Chi ha frequentato l’università senza lavorare potrebbe ritrovarsi, al momento della pensione, con un “buco” nei contributi versati. Un vuoto che può allontanare l’età del ritiro o ridurre l’importo dell’assegno mensile. Per colmarlo esiste una possibilità offerta dall’Inps: il riscatto della laurea. Ma attenzione, non è gratis e non sempre conviene. Il riscatto consente di trasformare gli anni di studio universitario in anni contributivi, anticipando così la pensione o aumentandone l’importo. Può essere richiesto per lauree triennali, magistrali, vecchio ordinamento, diplomi universitari, ITS, AFAM, dottorati e specializzazioni (minimo due anni), purché non si tratti di anni fuori corso o periodi in cui si è già lavorato.

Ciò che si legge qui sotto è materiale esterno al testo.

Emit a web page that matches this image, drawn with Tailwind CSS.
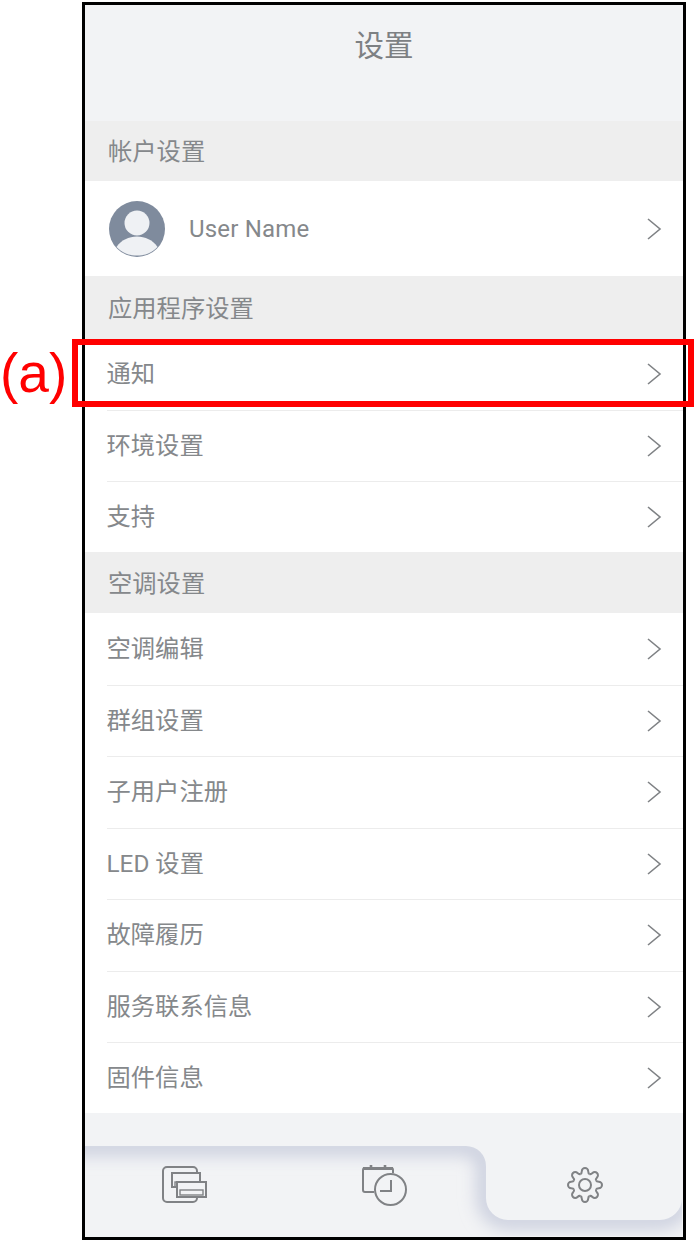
<!DOCTYPE html>
<html lang="zh">
<head>
<meta charset="utf-8">
<title>设置</title>
<script src="https://cdn.jsdelivr.net/npm/@tailwindcss/browser@4"></script>
</head>
<body class="bg-white">
<svg class="hidden">
  <symbol id="chevron" viewBox="0 0 16 24"><path d="M2 2l12 10L2 22" fill="none" stroke="#7f8285" stroke-width="1.6"/></symbol>
</svg>
<div class="relative w-[695px] h-[1243px] pt-[2px] pl-[82px] font-['Roboto','Noto_Sans_CJK_SC',sans-serif] text-[#85888b]">

  <!-- phone frame -->
  <div class="w-[604px] h-[1238px] border-[3px] border-black bg-[#f2f3f5] flex flex-col overflow-hidden">
    <header class="h-[116px] flex justify-center pt-[22px] text-[29.5px] leading-[38px] text-[#7d8083]">设置</header>

    <div class="h-[60px] bg-[#eeeeee] flex items-center pt-[2px] pl-[23px] text-[24.3px]">帐户设置</div>
    <div class="h-[95px] bg-white flex items-center pt-[1px] pl-[23px] pr-[21px]">
      <svg class="w-[58px] h-[58px]" viewBox="0 0 58 58">
        <circle cx="29" cy="29" r="28" fill="#7f8b9d"/>
        <circle cx="29" cy="23" r="12.5" fill="#eff1f4"/>
        <path d="M8.5 47 C13 40 21 36.5 29 36.5 C37 36.5 45 40 49.5 47 C44 53 37 55.5 29 55.5 C21 55.5 14 53 8.5 47Z" fill="#eff1f4"/>
      </svg>
      <span class="ml-[23px] text-[24px] tracking-[0.2px]">User Name</span>
      <svg class="ml-auto w-[16px] h-[24px]"><use href="#chevron"/></svg>
    </div>

    <div class="h-[63px] bg-[#eeeeee] flex items-center pt-[3px] pl-[23px] text-[24.3px]">应用程序设置</div>
    <div class="bg-white">
      <div class="h-[70.5px] flex items-center pl-[21.5px] pr-[21px] text-[24.3px]"><div class="flex-1">通知</div><svg class="w-[16px] h-[24px]"><use href="#chevron"/></svg></div>
      <div class="h-[71.5px] flex items-center ml-[21.5px] pr-[21px] text-[24.3px] border-t border-[#ececec]"><div class="flex-1">环境设置</div><svg class="w-[16px] h-[24px]"><use href="#chevron"/></svg></div>
      <div class="h-[71px] flex items-center ml-[21.5px] pr-[21px] text-[24.3px] border-t border-[#ececec]"><div class="flex-1">支持</div><svg class="w-[16px] h-[24px]"><use href="#chevron"/></svg></div>
    </div>

    <div class="h-[61px] bg-[#eeeeee] flex items-center pt-[3px] pl-[23px] text-[24.3px]">空调设置</div>
    <div class="bg-white">
      <div class="h-[71.5px] flex items-center pl-[21.5px] pr-[21px] text-[24.3px]"><div class="flex-1">空调编辑</div><svg class="w-[16px] h-[24px]"><use href="#chevron"/></svg></div>
      <div class="h-[71.5px] flex items-center ml-[21.5px] pr-[21px] text-[24.3px] border-t border-[#ececec]"><div class="flex-1">群组设置</div><svg class="w-[16px] h-[24px]"><use href="#chevron"/></svg></div>
      <div class="h-[71.5px] flex items-center ml-[21.5px] pr-[21px] text-[24.3px] border-t border-[#ececec]"><div class="flex-1">子用户注册</div><svg class="w-[16px] h-[24px]"><use href="#chevron"/></svg></div>
      <div class="h-[71.5px] flex items-center ml-[21.5px] pr-[21px] text-[24.3px] border-t border-[#ececec]"><div class="flex-1">LED 设置</div><svg class="w-[16px] h-[24px]"><use href="#chevron"/></svg></div>
      <div class="h-[71.5px] flex items-center ml-[21.5px] pr-[21px] text-[24.3px] border-t border-[#ececec]"><div class="flex-1">故障履历</div><svg class="w-[16px] h-[24px]"><use href="#chevron"/></svg></div>
      <div class="h-[71.5px] flex items-center ml-[21.5px] pr-[21px] text-[24.3px] border-t border-[#ececec]"><div class="flex-1">服务联系信息</div><svg class="w-[16px] h-[24px]"><use href="#chevron"/></svg></div>
      <div class="h-[71px] flex items-center ml-[21.5px] pr-[21px] text-[24.3px] border-t border-[#ececec]"><div class="flex-1">固件信息</div><svg class="w-[16px] h-[24px]"><use href="#chevron"/></svg></div>
    </div>

    <!-- bottom tab bar, the soft edge is a blurred stroke clipped to the shaded side -->
    <nav class="relative flex-1 pt-[33px] flex items-start">
      <svg class="absolute left-0 top-[33px] w-[597px] h-[90px]" viewBox="0 0 597 90">
        <defs>
          <filter id="soft" filterUnits="userSpaceOnUse" x="-60" y="-60" width="720" height="210"><feGaussianBlur stdDeviation="9"/></filter>
          <clipPath id="under"><path d="M0 0H381A20 20 0 0 1 401 20V52A22 22 0 0 0 423 74H575A22 22 0 0 0 597 52V90H0Z"/></clipPath>
        </defs>
        <g clip-path="url(#under)">
          <path d="M-30 0H381A20 20 0 0 1 401 20V52A22 22 0 0 0 423 74H575A22 22 0 0 0 597 52" fill="none" stroke="#c4c9da" stroke-width="16" filter="url(#soft)"/>
        </g>
      </svg>
      <div class="relative w-[200px] pt-[18px] flex justify-center">
        <svg class="w-[50px] h-[42px]" viewBox="0 0 50 42" fill="none" stroke="#808285" stroke-width="2">
          <path d="M37 9V7a4 4 0 0 0-4-4H7a4 4 0 0 0-4 4v27a4 4 0 0 0 4 4h26a4 4 0 0 0 4-4v-1"/>
          <rect x="12" y="9" width="28" height="14"/>
          <rect x="15" y="18" width="22" height="5" stroke-width="1.4"/>
          <rect x="17" y="18" width="29" height="15" fill="#f2f3f5"/>
          <rect x="20" y="26" width="23" height="5" stroke-width="1.4"/>
        </svg>
      </div>
      <div class="relative w-[200px] pt-[16px] flex justify-center">
        <svg class="w-[50px] h-[45px]" viewBox="0 0 50 45" fill="none" stroke="#808285" stroke-width="2">
          <path d="M14 30H5a2 2 0 0 1-2-2V8a2 2 0 0 1 2-2h26a2 2 0 0 1 2 2v3"/>
          <path d="M3 6.5h30" stroke-width="3"/>
          <path d="M11 3v4M25 3v4" stroke-width="2.6"/>
          <circle cx="30.5" cy="27.5" r="15.5" fill="#f2f3f5"/>
          <path d="M31 18v11H20"/>
        </svg>
      </div>
      <div class="relative w-[197px] pl-[3px] pt-[19px] flex justify-center">
        <svg class="w-[40px] h-[40px]" viewBox="-20 -20 40 40" fill="none" stroke="#808285" stroke-width="2">
          <defs><path id="tooth" d="M-4.6 -11Q-3.2 -11.6 -3.2 -13.8A3.2 3.2 0 0 1 3.2 -13.8Q3.2 -11.6 4.6 -11"/></defs>
          <circle r="6"/>
          <use href="#tooth"/>
          <use href="#tooth" transform="rotate(45)"/>
          <use href="#tooth" transform="rotate(90)"/>
          <use href="#tooth" transform="rotate(135)"/>
          <use href="#tooth" transform="rotate(180)"/>
          <use href="#tooth" transform="rotate(225)"/>
          <use href="#tooth" transform="rotate(270)"/>
          <use href="#tooth" transform="rotate(315)"/>
        </svg>
      </div>
    </nav>
  </div>

  <!-- annotation over the screenshot -->
  <div class="absolute left-[72px] top-[339px] w-[622px] h-[68px] border-[6px] border-[#ff0000]"></div>
  <div class="absolute left-[0px] top-[341px] text-[55px] leading-[64px] text-[#ff0000] font-['Liberation_Sans',sans-serif]">(a)</div>
</div>
</body>
</html>
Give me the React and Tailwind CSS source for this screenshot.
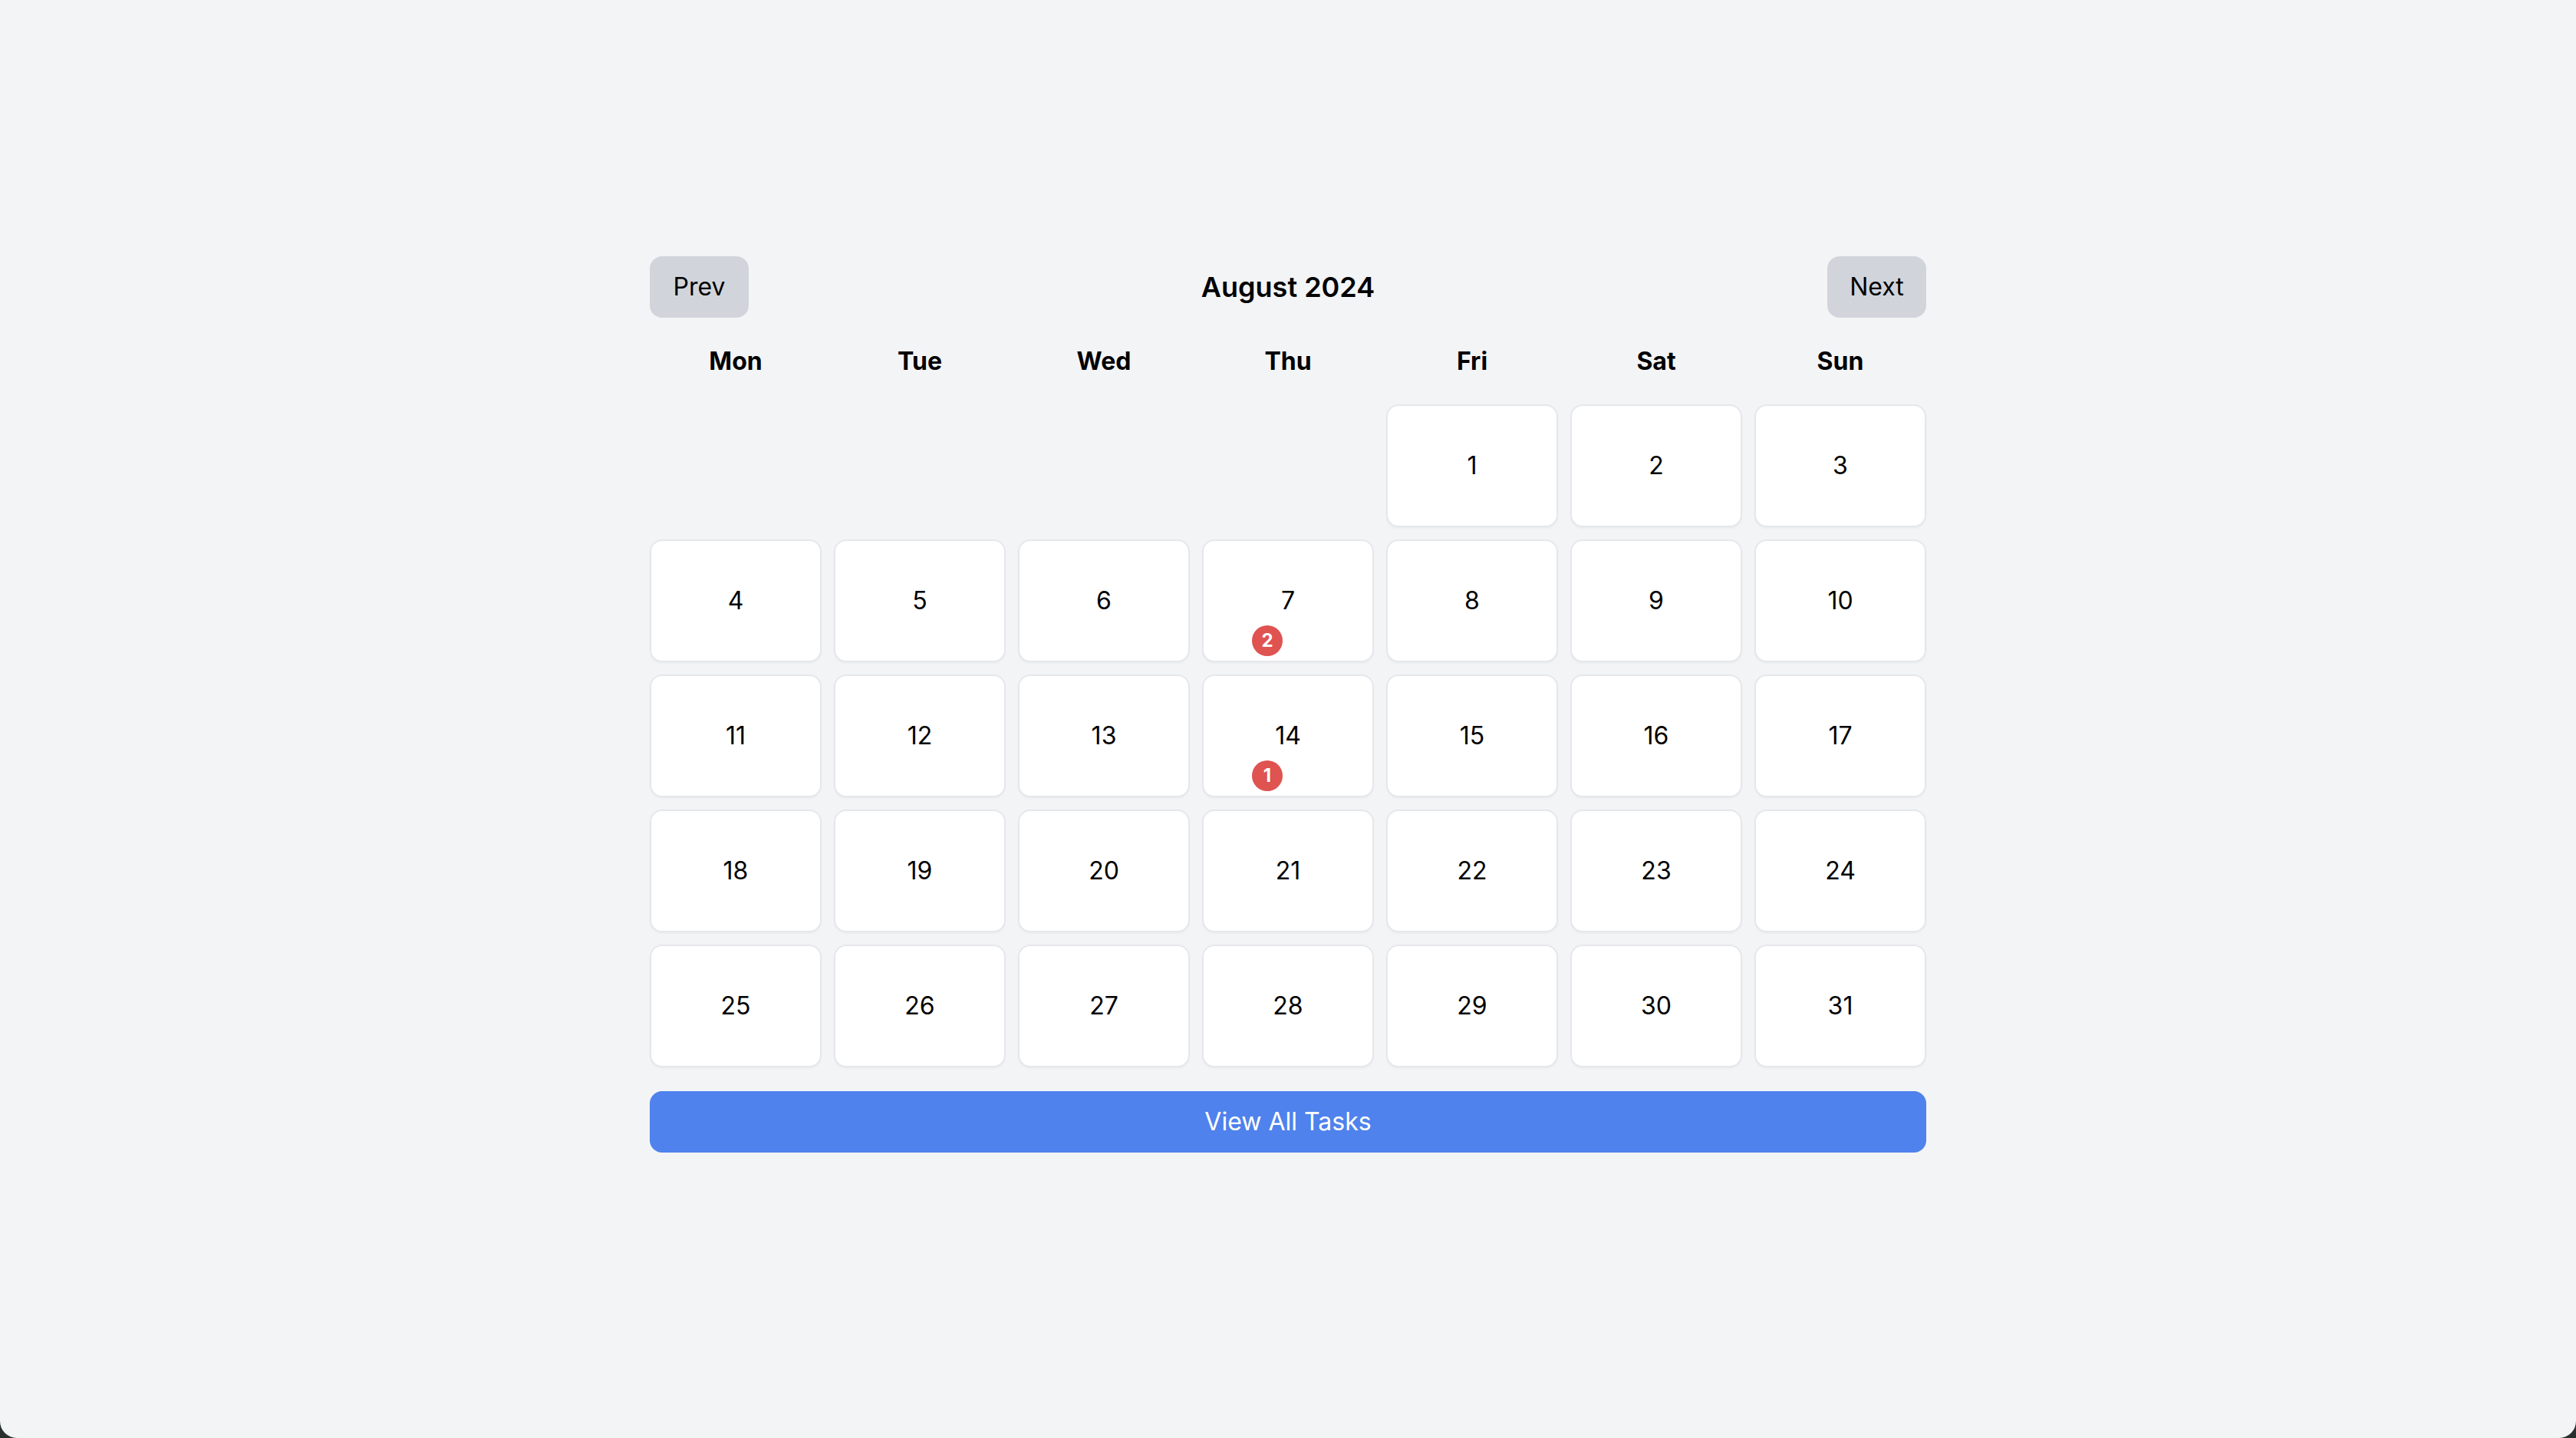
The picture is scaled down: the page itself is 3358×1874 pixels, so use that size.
import React from "react";

const DAY_NAMES = ["Mon", "Tue", "Wed", "Thu", "Fri", "Sat", "Sun"];
const TASK_COUNTS = { 7: 2, 14: 1 };

function DayCell({ day }) {
  const count = TASK_COUNTS[day];
  return (
    <div className="relative flex h-[160px] items-center justify-center rounded-[16px] border-2 border-[#e5e7eb] bg-white text-[32px] text-black shadow-[0_2px_2px_rgba(0,0,0,0.03)]">
      {day}
      {count ? (
        <span className="absolute bottom-[6px] left-[63px] flex h-[40px] w-[40px] items-center justify-center rounded-full bg-[#df5350] text-[24px] font-bold text-white">
          {count}
        </span>
      ) : null}
    </div>
  );
}

export default function App() {
  const blanks = Array.from({ length: 4 });
  const days = Array.from({ length: 31 }, (_, i) => i + 1);

  return (
    <div className="h-[1874px] w-full bg-[#27302f]" style={{ fontFamily: "Inter, 'Noto Sans', sans-serif" }}>
      <div className="h-full w-full rounded-b-[22px] bg-[#f3f4f6] pt-[334px]">
        <div className="mx-auto w-[1664px]">
          <div className="flex h-[80px] items-center justify-between">
            <button className="h-[80px] w-[129px] rounded-[16px] bg-[#d1d5db] text-[32px] text-black">Prev</button>
            <h2 className="text-[36px] font-semibold text-black">August 2024</h2>
            <button className="h-[80px] w-[129px] rounded-[16px] bg-[#d1d5db] text-[32px] text-black">Next</button>
          </div>

          <div className="mt-[33px] grid grid-cols-7 gap-x-[16px]">
            {DAY_NAMES.map((name) => (
              <div key={name} className="h-[48px] text-center text-[32px] font-bold leading-[48px] text-black">
                {name}
              </div>
            ))}
          </div>

          <div className="mt-[32px] grid grid-cols-7 gap-[16px]">
            {blanks.map((_, i) => (
              <div key={`blank-${i}`} className="h-[160px]" />
            ))}
            {days.map((day) => (
              <DayCell key={day} day={day} />
            ))}
          </div>

          <button className="mt-[31px] h-[80px] w-full rounded-[16px] bg-[#4f82ec] text-[32px] text-white">
            View All Tasks
          </button>
        </div>
      </div>
    </div>
  );
}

Due le modalità disponibili: ordinaria, con un costo calcolato sul reddito annuo (pari al 33% del lordo per ogni anno da riscattare), e agevolata, con importo fisso (circa 6.123 euro per anno nel 2025), basato sul reddito minimo degli artigiani. La scelta è irreversibile. Il riscatto è più vantaggioso per chi inizia a lavorare giovane, ha redditi bassi e aderisce al sistema contributivo. Meno per chi ha iniziato tardi o ha redditi elevati.

Va considerato anche l’aspetto fiscale: nel caso ordinario l’importo è deducibile, in quello agevolato è detraibile, con potenziali risparmi sull’Irpef. La domanda può essere presentata online all’Inps o tramite patronato, e il pagamento può essere dilazionato fino a 120 rate mensili, senza interessi.

Insomma, il riscatto della laurea può essere un investimento per il futuro, ma va valutato con attenzione: ogni caso è diverso e un simulatore online Inps può aiutare a fare i conti giusti.